Quick guide
- Type
- Landslide mounds and valley viewpoint
- Region
- North Iceland, by Vatnsdalur
- Best for
- Short self-drive scenery breaks
- Time
- About 15 to 40 minutes
- Access
- Road 722 and nearby pull-ins
- Check first
- Road, weather, and daylight conditions

Vatnsdalshólar helps self-drive travelers decide whether the unusual mound field at the mouth of Vatnsdalur deserves a short stop, a quick photo pause, or a pass between larger North Iceland plans.
Quick guide
Vatnsdalshólar is worth a pause when your day already runs through the lower Vatnsdalur area, especially if you like landscapes that reveal their story through shape rather than spectacle.
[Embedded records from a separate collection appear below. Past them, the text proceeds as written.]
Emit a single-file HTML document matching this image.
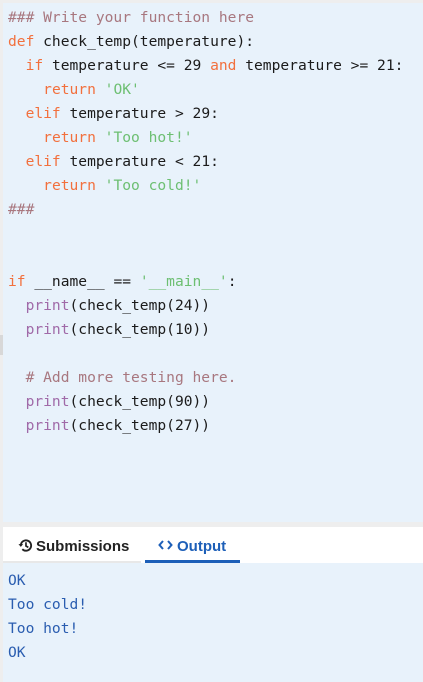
<!DOCTYPE html>
<html><head><style>
body{margin:0;width:423px;height:682px;background:#eeeeee;position:relative;overflow:hidden}
.code{position:absolute;left:3px;top:3px;right:0;height:519px;background:#e8f2fb}
pre{margin:0;font-family:"DejaVu Sans Mono",monospace;font-size:14.6px;line-height:24px;position:absolute;left:5px;top:3px;color:#1b1b1b}
.c{color:#a8777f}.k{color:#f2703d}.s{color:#6dbf72}.p{color:#a06aa8}
.tabs{position:absolute;left:3px;right:0;top:527px;height:36px;background:#fff;font-family:"Liberation Sans",sans-serif;font-weight:bold;font-size:15px}
.t1{position:absolute;left:15px;top:11px;color:#222}
.t2{position:absolute;left:155px;top:11px;color:#1d5fb8}
.ul{position:absolute;left:142px;width:95px;top:33px;height:3px;background:#1d5fb8}
.gl{position:absolute;left:0;width:138px;top:34px;height:2px;background:#e8e8e8}
.out{position:absolute;left:3px;right:0;top:563px;bottom:0;background:#e8f2fb}
.out pre{color:#2a5db0;top:6px;left:5px}
.mark{position:absolute;left:0;top:335px;width:3px;height:20px;background:#d8d8d8}
</style></head><body>
<div class="code"><pre><span class="c">### Write your function here</span>
<span class="k">def</span> check_temp(temperature):
  <span class="k">if</span> temperature &lt;= 29 <span class="k">and</span> temperature &gt;= 21:
    <span class="k">return</span> <span class="s">'OK'</span>
  <span class="k">elif</span> temperature &gt; 29:
    <span class="k">return</span> <span class="s">'Too hot!'</span>
  <span class="k">elif</span> temperature &lt; 21:
    <span class="k">return</span> <span class="s">'Too cold!'</span>
<span class="c">###</span>


<span class="k">if</span> __name__ == <span class="s">'__main__'</span>:
  <span class="p">print</span>(check_temp(24))
  <span class="p">print</span>(check_temp(10))

  <span class="c"># Add more testing here.</span>
  <span class="p">print</span>(check_temp(90))
  <span class="p">print</span>(check_temp(27))</pre></div>
<div class="mark"></div>
<div class="tabs">
<div class="gl"></div>
<div class="t1"><svg width="15" height="15" viewBox="0 0 16 16" style="vertical-align:-2px;margin-right:3px"><path d="M3 8a5.5 5.5 0 1 1 1.6 3.9" fill="none" stroke="#222" stroke-width="2"/><path d="M0.5 6.5L3 9.5L5.5 6.5Z" fill="#222"/><path d="M8.5 4.5V8.5L11 10" fill="none" stroke="#222" stroke-width="1.8"/></svg>Submissions</div>
<div class="t2"><svg width="15" height="12" viewBox="0 0 15 12" style="vertical-align:0;margin-right:4px"><path d="M5 2L1.5 6L5 10M10 2L13.5 6L10 10" fill="none" stroke="#1d5fb8" stroke-width="2"/></svg>Output</div>
<div class="ul"></div>
</div>
<div class="out"><pre>OK
Too cold!
Too hot!
OK</pre></div>
</body></html>
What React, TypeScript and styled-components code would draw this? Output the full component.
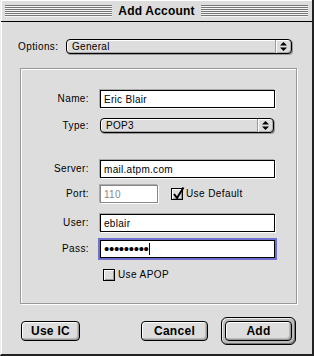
import React from 'react';
import styled, { createGlobalStyle } from 'styled-components';

const GlobalStyle = createGlobalStyle`
  html, body {
    margin: 0;
    padding: 0;
    background: #dddddd;
  }
  * {
    box-sizing: border-box;
  }
`;

const Window = styled.div`
  width: 314px;
  height: 356px;
  display: flex;
  flex-direction: column;
  background: #dddddd;
  border-left: 1px solid #eeeeee;
  border-right: 2px solid #222222;
  border-bottom: 2px solid #222222;
  font-family: 'Liberation Sans', Arial, sans-serif;
  color: #000;
`;

const TitleBar = styled.div`
  height: 22px;
  display: flex;
  align-items: center;
  gap: 3px;
  padding: 0 4px;
  background: #dddddd;
  border-bottom: 1px solid #000;
  box-shadow: inset 1px 1px 0 #fff;
`;

const Stripes = styled.div`
  flex: 1;
  height: 12px;
  background: repeating-linear-gradient(to bottom, #777 0 1px, #f4f4f4 1px 2px);
`;

const Title = styled.div`
  font-size: 12px;
  font-weight: 700;
  letter-spacing: 0.2px;
  padding: 0 3px;
  line-height: 14px;
`;

const Body = styled.div`
  flex: 1;
  display: flex;
  flex-direction: column;
  padding: 17px 16px 0 19px;
  box-shadow: inset 1px 0 0 #fff;
`;

const OptionsRow = styled.div`
  display: grid;
  grid-template-columns: 48px 226px;
  align-items: center;
  margin-left: -2px;
`;

const Label = styled.span<{ $disabled?: boolean }>`
  font-size: 10px;
  line-height: 12px;
  letter-spacing: 0.4px;
  color: ${(p) => (p.$disabled ? '#888' : '#000')};
  white-space: nowrap;
`;

const FieldLabel = styled(Label)`
  text-align: right;
`;

const Popup = styled.div<{ $width: number }>`
  width: ${(p) => p.$width}px;
  height: 15px;
  display: flex;
  align-items: stretch;
  border: 1px solid #000;
  border-radius: 4px;
  background: #dddddd;
  box-shadow: inset 1px 1px 0 #fff, inset -1px -1px 0 #aaa, 1px 1px 0 #999;
  overflow: hidden;
`;

const PopupText = styled.div`
  flex: 1;
  display: flex;
  align-items: center;
  padding-left: 5px;
  font-size: 10px;
  letter-spacing: 0.3px;
`;

const PopupArrows = styled.div`
  width: 16px;
  display: flex;
  align-items: center;
  justify-content: center;
  border-left: 1px solid #999;
  box-shadow: inset 1px 0 0 #fff;
`;

const GroupBox = styled.div`
  margin-top: 14px;
  width: 277px;
  display: flex;
  flex-direction: column;
  padding-bottom: 22px;
  border: 1px solid #999;
  box-shadow: 1px 1px 0 #fff, inset 1px 1px 0 #fff;
`;

const Row = styled.div<{ $top: number }>`
  margin-top: ${(p) => p.$top}px;
  display: grid;
  grid-template-columns: 68px auto;
  column-gap: 11px;
  align-items: center;
`;

const Controls = styled.div`
  display: flex;
  align-items: center;
`;

const TextField = styled.div<{ $width: number; $disabled?: boolean; $focused?: boolean }>`
  width: ${(p) => p.$width}px;
  height: 18px;
  display: flex;
  align-items: center;
  padding-left: 3px;
  background: #fff;
  border: 1px solid ${(p) => (p.$disabled ? '#888' : '#000')};
  box-shadow: ${(p) => (p.$focused ? '0 0 0 2px #6f6fcf' : '1px 1px 0 #fff, -1px -1px 0 #aaa')};
  font-size: 10px;
  letter-spacing: 0.3px;
  color: ${(p) => (p.$disabled ? '#888' : '#000')};
  white-space: nowrap;
`;

const Dots = styled.span`
  font-size: 15px;
  letter-spacing: -0.3px;
  line-height: 10px;
`;

const Caret = styled.span`
  width: 1px;
  height: 12px;
  background: #000;
`;

const CheckItem = styled.div<{ $left: number }>`
  display: flex;
  align-items: center;
  gap: 3px;
  margin-left: ${(p) => p.$left}px;
`;

const CheckBox = styled.div`
  width: 12px;
  height: 12px;
  position: relative;
  border: 1px solid #000;
  background: #dddddd;
  box-shadow: inset 1px 1px 0 #fff, inset -1px -1px 0 #999;
`;

const CheckMark = styled.svg`
  position: absolute;
  left: 0;
  top: -3px;
  overflow: visible;
`;

const ButtonRow = styled.div`
  margin-top: 13px;
  display: flex;
  align-items: center;
  padding-left: 1px;
`;

const Button = styled.div<{ $width: number }>`
  width: ${(p) => p.$width}px;
  height: 20px;
  display: flex;
  align-items: center;
  justify-content: center;
  border: 1px solid #000;
  border-radius: 4px;
  background: #dddddd;
  box-shadow: inset 1px 1px 0 #fff, inset -1px -1px 0 #999, inset -2px -2px 0 #bbb;
  font-size: 12px;
  font-weight: 700;
  letter-spacing: 0.3px;
`;

const DefaultRing = styled.div`
  margin-left: 13px;
  padding: 3px;
  border: 1px solid #000;
  border-radius: 6px;
  background: #bbbbbb;
  box-shadow: inset 1px 1px 0 #eee, inset -1px -1px 0 #777;
`;

const Spacer = styled.div`
  flex: 1;
`;

function UpDownArrows() {
  return (
    <svg width="7" height="9" viewBox="0 0 7 9">
      <path d="M3.5 0 L7 3.5 L0 3.5 Z" fill="#000" />
      <path d="M0 5.5 L7 5.5 L3.5 9 Z" fill="#000" />
    </svg>
  );
}

function Check({ checked, label, left }: { checked?: boolean; label: string; left: number }) {
  return (
    <CheckItem $left={left}>
      <CheckBox>
        {checked && (
          <CheckMark width="13" height="14" viewBox="0 0 13 14">
            <path d="M2 8 L5 12 L11.5 1.5" stroke="#000" strokeWidth="2" fill="none" />
          </CheckMark>
        )}
      </CheckBox>
      <Label>{label}</Label>
    </CheckItem>
  );
}

export default function App() {
  return (
    <>
      <GlobalStyle />
      <Window>
        <TitleBar>
          <Stripes />
          <Title>Add Account</Title>
          <Stripes />
        </TitleBar>
        <Body>
          <OptionsRow>
            <Label>Options:</Label>
            <Popup $width={226}>
              <PopupText>General</PopupText>
              <PopupArrows>
                <UpDownArrows />
              </PopupArrows>
            </Popup>
          </OptionsRow>

          <GroupBox>
            <Row $top={21}>
              <FieldLabel>Name:</FieldLabel>
              <TextField $width={175}>Eric Blair</TextField>
            </Row>
            <Row $top={10}>
              <FieldLabel>Type:</FieldLabel>
              <Popup $width={174}>
                <PopupText>POP3</PopupText>
                <PopupArrows>
                  <UpDownArrows />
                </PopupArrows>
              </Popup>
            </Row>
            <Row $top={27}>
              <FieldLabel>Server:</FieldLabel>
              <TextField $width={175}>mail.atpm.com</TextField>
            </Row>
            <Row $top={7}>
              <FieldLabel>Port:</FieldLabel>
              <Controls>
                <TextField $width={58} $disabled>
                  110
                </TextField>
                <Check checked label="Use Default" left={13} />
              </Controls>
            </Row>
            <Row $top={11}>
              <FieldLabel>User:</FieldLabel>
              <TextField $width={175}>eblair</TextField>
            </Row>
            <Row $top={8}>
              <FieldLabel>Pass:</FieldLabel>
              <TextField $width={175} $focused>
                <Dots>•••••••••</Dots>
                <Caret />
              </TextField>
            </Row>
            <Row $top={11}>
              <span />
              <Check label="Use APOP" left={3} />
            </Row>
          </GroupBox>

          <ButtonRow>
            <Button $width={59}>Use IC</Button>
            <Spacer />
            <Button $width={67}>Cancel</Button>
            <DefaultRing>
              <Button $width={67}>Add</Button>
            </DefaultRing>
          </ButtonRow>
        </Body>
      </Window>
    </>
  );
}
The hills are not a waterfall, beach, or built attraction. Their appeal is the strange rhythm of grassy mounds spread across the valley mouth, with farms, mountains, and open sky making the whole area feel broader than a single viewpoint.
Give the stop a place in the day when you are already connecting Hóp Lake, Húnaflói, Þingeyrar, or the roads around Vatnsdalur. Leave it out when the route is racing toward bigger North Iceland anchors and every pause has to compete hard.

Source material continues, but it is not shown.